To be done: Find the lines containing the word "React" and copy every one of them.

Supplied information:
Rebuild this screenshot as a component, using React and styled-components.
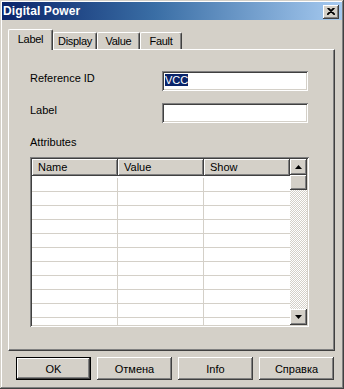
import React from "react";
import styled, { createGlobalStyle } from "styled-components";

const GlobalStyle = createGlobalStyle`
  html, body {
    margin: 0;
    padding: 0;
    background: #d4d0c8;
  }
  * {
    box-sizing: border-box;
  }
`;

const Window = styled.div`
  width: 344px;
  height: 389px;
  padding: 2px;
  display: flex;
  flex-direction: column;
  background: #d4d0c8;
  font-family: "Liberation Sans", Arial, sans-serif;
  font-size: 11px;
  color: #000;
  box-shadow: inset -1px -1px #404040, inset 1px 1px #d4d0c8,
    inset -2px -2px #808080, inset 2px 2px #fff;
`;

const TitleBar = styled.div`
  height: 18px;
  flex: none;
  display: flex;
  align-items: center;
  justify-content: space-between;
  padding: 0 3px 0 1px;
  background: linear-gradient(90deg, #0a246a 0%, #3a6ea5 45%, #a6caf0 100%);
`;

const TitleText = styled.span`
  color: #fff;
  font-weight: bold;
  font-size: 12px;
  letter-spacing: 0.1px;
`;

const CloseButton = styled.div`
  width: 16px;
  height: 14px;
  margin-top: 1px;
  display: flex;
  align-items: center;
  justify-content: center;
  background: #d4d0c8;
  box-shadow: inset -1px -1px #404040, inset 1px 1px #fff,
    inset -2px -2px #808080;
`;

const Body = styled.div`
  flex: 1;
  display: flex;
  flex-direction: column;
  padding: 9px 7px 0 6px;
`;

const TabRow = styled.div`
  height: 20px;
  display: flex;
  align-items: flex-end;
  position: relative;
  z-index: 1;
`;

const Tab = styled.div`
  width: ${({ $w }) => $w}px;
  height: ${({ $active }) => ($active ? 21 : 17)}px;
  margin-bottom: ${({ $active }) => ($active ? -1 : 0)}px;
  padding-top: ${({ $active }) => ($active ? 3 : 2)}px;
  display: flex;
  justify-content: center;
  white-space: nowrap;
  letter-spacing: -0.3px;
  background: #d4d0c8;
  border-top: 1px solid #fff;
  border-left: 1px solid #fff;
  border-right: 1px solid #404040;
  border-radius: 2px 2px 0 0;
  box-shadow: inset -1px 0 #808080;
  line-height: 13px;
`;

const Panel = styled.div`
  flex: 1;
  display: flex;
  flex-direction: column;
  padding: 21px 25px 0 21px;
  border-top: 1px solid #fff;
  border-left: 1px solid #fff;
  border-right: 1px solid #404040;
  border-bottom: 1px solid #404040;
  box-shadow: inset -1px -1px #808080;
`;

const Form = styled.div`
  display: grid;
  grid-template-columns: 132px 146px;
  row-gap: 12px;
`;

const FieldLabel = styled.label`
  padding-top: 1px;
  line-height: 13px;
`;

const Input = styled.div`
  height: 20px;
  background: #fff;
  padding: 3px 2px 0 3px;
  line-height: 13px;
  box-shadow: inset 1px 1px #808080, inset -1px -1px #fff,
    inset 2px 2px #404040, inset -2px -2px #d4d0c8;
`;

const Selected = styled.span`
  background: #0a246a;
  color: #fff;
`;

const SectionTitle = styled.div`
  margin-top: 13px;
  line-height: 13px;
`;

const Table = styled.div`
  margin-top: 8px;
  width: 279px;
  height: 170px;
  padding: 2px;
  display: flex;
  background: #fff;
  box-shadow: inset 1px 1px #808080, inset -1px -1px #fff,
    inset 2px 2px #404040, inset -2px -2px #d4d0c8;
`;

const Grid = styled.div`
  width: 258px;
  display: flex;
  flex-direction: column;
  overflow: hidden;
`;

const HeaderRow = styled.div`
  display: flex;
  height: 17px;
  flex: none;
  margin-bottom: 2px;
`;

const HeaderCell = styled.div`
  width: 86px;
  padding: 2px 0 0 6px;
  background: #d4d0c8;
  line-height: 13px;
  box-shadow: inset -1px -1px #404040, inset 1px 1px #fff,
    inset -2px -2px #808080;
`;

const Row = styled.div`
  display: flex;
  height: 14px;
  flex: none;
  border-bottom: 1px solid #d4d0c8;
`;

const Cell = styled.div`
  width: 86px;
  border-right: ${({ $last }) => ($last ? "none" : "1px solid #d4d0c8")};
`;

const ScrollBar = styled.div`
  width: 17px;
  display: flex;
  flex-direction: column;
`;

const ScrollButton = styled.div`
  height: ${({ $h }) => $h}px;
  flex: none;
  display: flex;
  align-items: center;
  justify-content: center;
  background: #d4d0c8;
  box-shadow: inset -1px -1px #404040, inset 1px 1px #fff,
    inset -2px -2px #808080;
`;

const Track = styled.div`
  flex: 1;
  background: repeating-conic-gradient(#d4d0c8 0 25%, #fff 0 50%) 0 0 / 2px
    2px;
`;

const ButtonRow = styled.div`
  display: flex;
  gap: 6px;
  padding: 0 1px 0 8px;
  margin: 6px 0 7px;
`;

const Button = styled.div`
  width: 75px;
  height: 23px;
  display: flex;
  align-items: center;
  justify-content: center;
  background: #d4d0c8;
  border: ${({ $default }) => ($default ? "1px solid #000" : "none")};
  box-shadow: inset -1px -1px #404040, inset 1px 1px #fff,
    inset -2px -2px #808080;
`;

const Arrow = ({ up }) => (
  <svg width="7" height="4" viewBox="0 0 7 4">
    <path d={up ? "M3.5 0 L7 4 L0 4 Z" : "M0 0 L7 0 L3.5 4 Z"} fill="#000" />
  </svg>
);

const columns = ["Name", "Value", "Show"];
const rows = Array.from({ length: 11 });

export default function App() {
  return (
    <>
      <GlobalStyle />
      <Window>
        <TitleBar>
          <TitleText>Digital Power</TitleText>
          <CloseButton>
            <svg width="8" height="7" viewBox="0 0 8 7">
              <path
                d="M0.5 0 L7.5 7 M1.5 0 L8 6.5 M7.5 0 L0.5 7 M6.5 0 L0 6.5"
                stroke="#000"
                strokeWidth="1.1"
              />
            </svg>
          </CloseButton>
        </TitleBar>
        <Body>
          <TabRow>
            <Tab $active $w={45}>Label</Tab>
            <Tab $w={44}>Display</Tab>
            <Tab $w={43}>Value</Tab>
            <Tab $w={42}>Fault</Tab>
          </TabRow>
          <Panel>
            <Form>
              <FieldLabel>Reference ID</FieldLabel>
              <Input>
                <Selected>VCC</Selected>
              </Input>
              <FieldLabel>Label</FieldLabel>
              <Input />
            </Form>
            <SectionTitle>Attributes</SectionTitle>
            <Table>
              <Grid>
                <HeaderRow>
                  {columns.map((c) => (
                    <HeaderCell key={c}>{c}</HeaderCell>
                  ))}
                </HeaderRow>
                {rows.map((_, i) => (
                  <Row key={i}>
                    <Cell />
                    <Cell />
                    <Cell $last />
                  </Row>
                ))}
              </Grid>
              <ScrollBar>
                <ScrollButton $h={16}>
                  <Arrow up />
                </ScrollButton>
                <ScrollButton $h={15} />
                <Track />
                <ScrollButton $h={16}>
                  <Arrow />
                </ScrollButton>
              </ScrollBar>
            </Table>
          </Panel>
          <ButtonRow>
            <Button $default>OK</Button>
            <Button>Отмена</Button>
            <Button>Info</Button>
            <Button>Справка</Button>
          </ButtonRow>
        </Body>
      </Window>
    </>
  );
}
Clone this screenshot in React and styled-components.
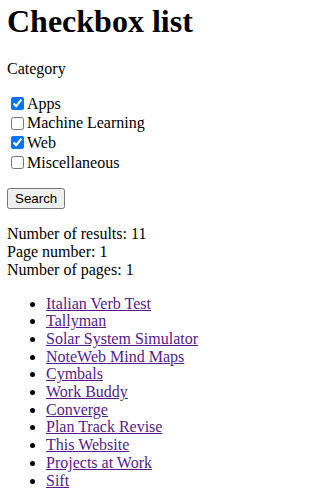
import React, { useState } from "react";
import styled, { createGlobalStyle } from "styled-components";

const GlobalStyle = createGlobalStyle`
  body {
    margin: 3px 7px;
    font-family: "Liberation Serif", "Times New Roman", serif;
    font-size: 16px;
    line-height: 17.7px;
    color: #000;
    background: #fff;
  }
`;

const Title = styled.h1`
  font-size: 32px;
  line-height: 36px;
  font-weight: bold;
  margin: 0 0 21px;
`;

const Para = styled.p`
  margin: 16px 0;
`;

const CheckGroup = styled.div`
  margin: 16px 0;
`;

const CheckRow = styled.div`
  display: flex;
  align-items: center;
  height: 19.7px;
`;

const Box = styled.input`
  width: 13px;
  height: 13px;
  margin: 0 3px 0 4px;
  accent-color: #0075ff;
`;

const Label = styled.label``;

const ButtonRow = styled.p`
  margin: 16px 0;
  line-height: normal;
`;

const Button = styled.button`
  font-family: "Liberation Sans", Arial, sans-serif;
  font-size: 13.33px;
  height: 21px;
  padding: 0 6px;
`;

const List = styled.ul`
  margin: 16px 0;
  padding-left: 39px;
`;

const Link = styled.a`
  color: #551a8b;
  text-decoration: underline;
`;

const categories = [
  { id: "apps", name: "Apps", checked: true },
  { id: "ml", name: "Machine Learning", checked: false },
  { id: "web", name: "Web", checked: true },
  { id: "misc", name: "Miscellaneous", checked: false },
];

const results = [
  "Italian Verb Test",
  "Tallyman",
  "Solar System Simulator",
  "NoteWeb Mind Maps",
  "Cymbals",
  "Work Buddy",
  "Converge",
  "Plan Track Revise",
  "This Website",
  "Projects at Work",
  "Sift",
];

const App = () => {
  const [checked, setChecked] = useState(
    Object.fromEntries(categories.map((c) => [c.id, c.checked]))
  );

  return (
    <>
      <GlobalStyle />
      <Title>Checkbox list</Title>
      <form onSubmit={(e) => e.preventDefault()}>
        <Para>Category</Para>
        <CheckGroup>
          {categories.map((c) => (
            <CheckRow key={c.id}>
              <Box
                type="checkbox"
                id={c.id}
                checked={checked[c.id]}
                onChange={() =>
                  setChecked({ ...checked, [c.id]: !checked[c.id] })
                }
              />
              <Label htmlFor={c.id}>{c.name}</Label>
            </CheckRow>
          ))}
        </CheckGroup>
        <ButtonRow>
          <Button type="submit">Search</Button>
        </ButtonRow>
      </form>
      <Para>
        Number of results: 11
        <br />
        Page number: 1
        <br />
        Number of pages: 1
      </Para>
      <List>
        {results.map((r) => (
          <li key={r}>
            <Link href="#">{r}</Link>
          </li>
        ))}
      </List>
    </>
  );
};

export default App;
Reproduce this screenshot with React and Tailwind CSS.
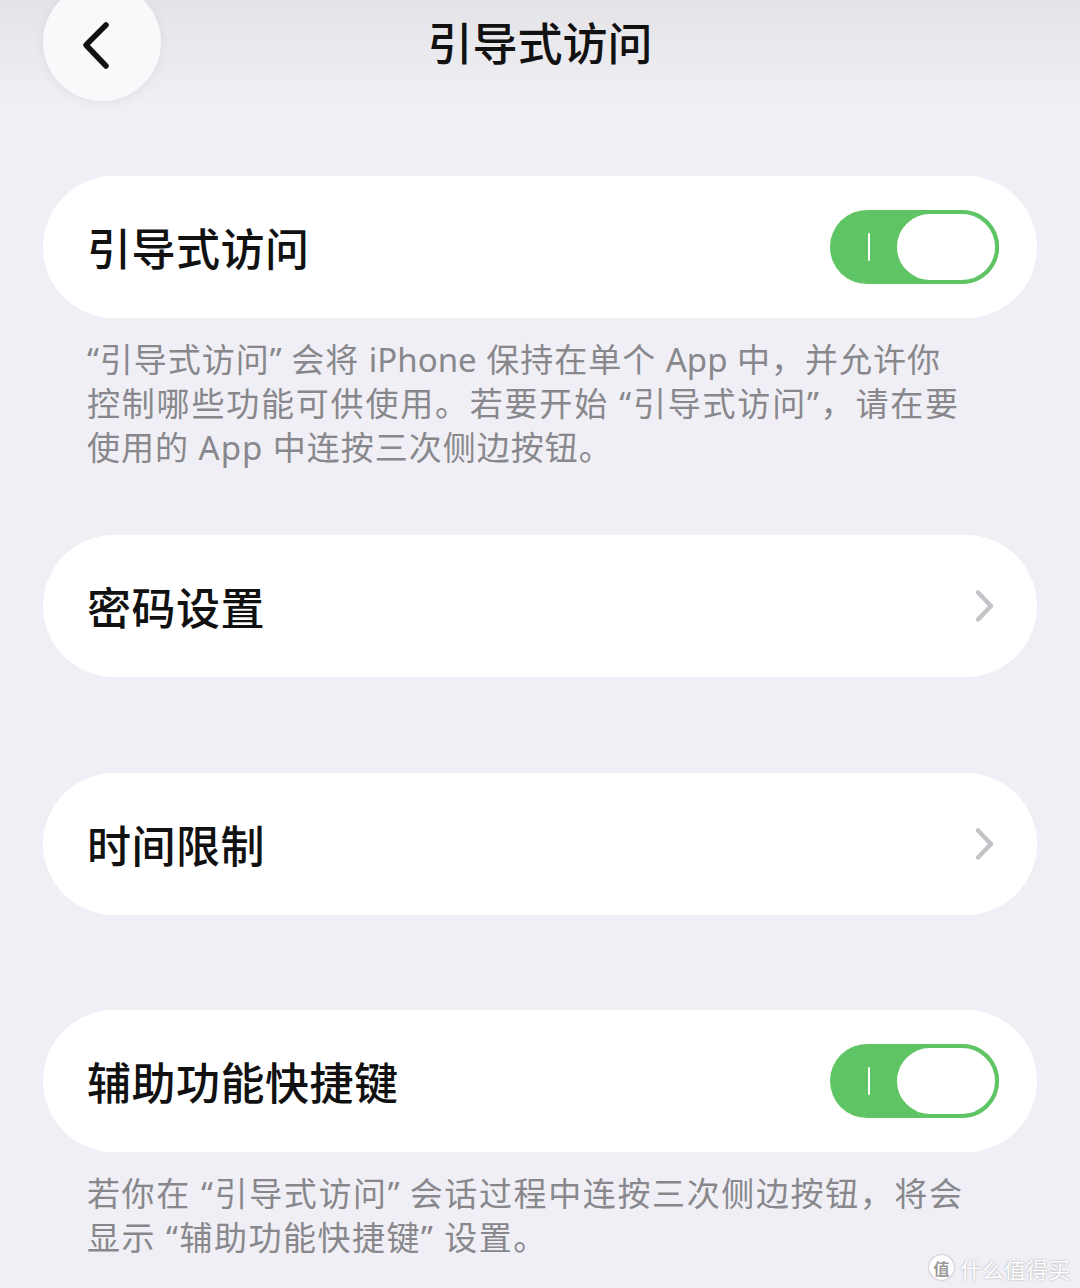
import React from "react";

const font = { fontFamily: '"Noto Sans CJK SC", "Noto Sans", sans-serif' };
const footFont = { fontFamily: '"Noto Sans", "Noto Sans CJK SC", sans-serif' };

function Toggle() {
  return (
    <div className="relative w-[169px] h-[74px] rounded-full bg-[#5fc464] flex items-center">
      <div className="ml-[38px] w-[2px] h-[28px] bg-white rounded-full" />
      <div className="absolute right-0 top-0 w-[106px] h-[74px] rounded-full bg-white border-[4px] border-[#5fc464]" />
    </div>
  );
}

function Chevron() {
  return (
    <svg width="22" height="36" viewBox="0 0 22 36" className="mr-[3px]">
      <path d="M4 4.5 L17 18 L4 31.5" fill="none" stroke="#c4c4c8" strokeWidth="4.5" strokeLinecap="round" strokeLinejoin="round" />
    </svg>
  );
}

function Card({ label, right }) {
  return (
    <div className="mx-[43px] h-[142px] rounded-[71px] bg-white flex items-center justify-between pl-[44px] pr-[38px]">
      <span className="text-[44px] leading-none text-[#111] font-medium tracking-[0.5px]">{label}</span>
      {right}
    </div>
  );
}

export default function App() {
  return (
    <div style={font} className="w-[1080px] h-[1288px] bg-[#f0eff5] overflow-hidden relative">
      <div className="h-[176px] bg-gradient-to-b from-[#e4e4e8] to-[#f0eff5] to-[60%] flex items-start">
        <div className="-mt-[17px] ml-[43px] w-[118px] h-[118px] rounded-full bg-[#f9f9fb] shadow-[0_2px_12px_rgba(0,0,0,0.06)] flex items-center justify-center">
          <svg width="40" height="60" viewBox="0 0 40 60" className="mt-[16px] -ml-[8px]">
            <path d="M28 5 L8 25 L28 46" fill="none" stroke="#111" strokeWidth="5.5" strokeLinecap="round" strokeLinejoin="round" />
          </svg>
        </div>
        <div className="flex-1 flex justify-center -ml-[161px] pt-[15px]">
          <span className="text-[45px] leading-[54px] font-medium text-[#111]">引导式访问</span>
        </div>
      </div>

      <Card label="引导式访问" right={<Toggle />} />
      <div style={footFont} className="mt-[20px] ml-[87px] text-[33px] leading-[44px] text-[#88888c] whitespace-nowrap">
        <div className="w-[853px] text-justify [text-align-last:justify]">“引导式访问” 会将 iPhone 保持在单个 App 中，并允许你</div>
        <div className="w-[871px] text-justify [text-align-last:justify]">控制哪些功能可供使用。若要开始 “引导式访问”，请在要</div>
        <div className="tracking-[1px]">使用的 App 中连按三次侧边按钮。</div>
      </div>

      <div className="h-[65px]" />
      <Card label="密码设置" right={<Chevron />} />
      <div className="h-[96px]" />
      <Card label="时间限制" right={<Chevron />} />
      <div className="h-[95px]" />
      <Card label="辅助功能快捷键" right={<Toggle />} />
      <div style={footFont} className="mt-[20px] ml-[87px] text-[33px] leading-[44px] text-[#88888c] whitespace-nowrap">
        <div className="w-[875px] text-justify [text-align-last:justify]">若你在 “引导式访问” 会话过程中连按三次侧边按钮，将会</div>
        <div className="tracking-[1.5px]">显示 “辅助功能快捷键” 设置。</div>
      </div>

      <div className="absolute right-[10px] bottom-[8px] flex items-center gap-[6px] text-white [text-shadow:0_0_2px_rgba(0,0,0,0.35)]">
        <div className="w-[25px] h-[25px] rounded-full bg-white shadow-[0_0_2px_rgba(0,0,0,0.4)] flex items-center justify-center text-[16px] text-[#999] [text-shadow:none] font-bold">值</div>
        <span className="text-[22px] leading-none">什么值得买</span>
      </div>
    </div>
  );
}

Correct response:
Rebuild this screenshot as a component, using React and styled-components.
import React from "react";
Clone this screenshot in React and styled-components.
import React, { useState } from "react";
Reproduce this screenshot with React and Tailwind CSS.
import React from "react";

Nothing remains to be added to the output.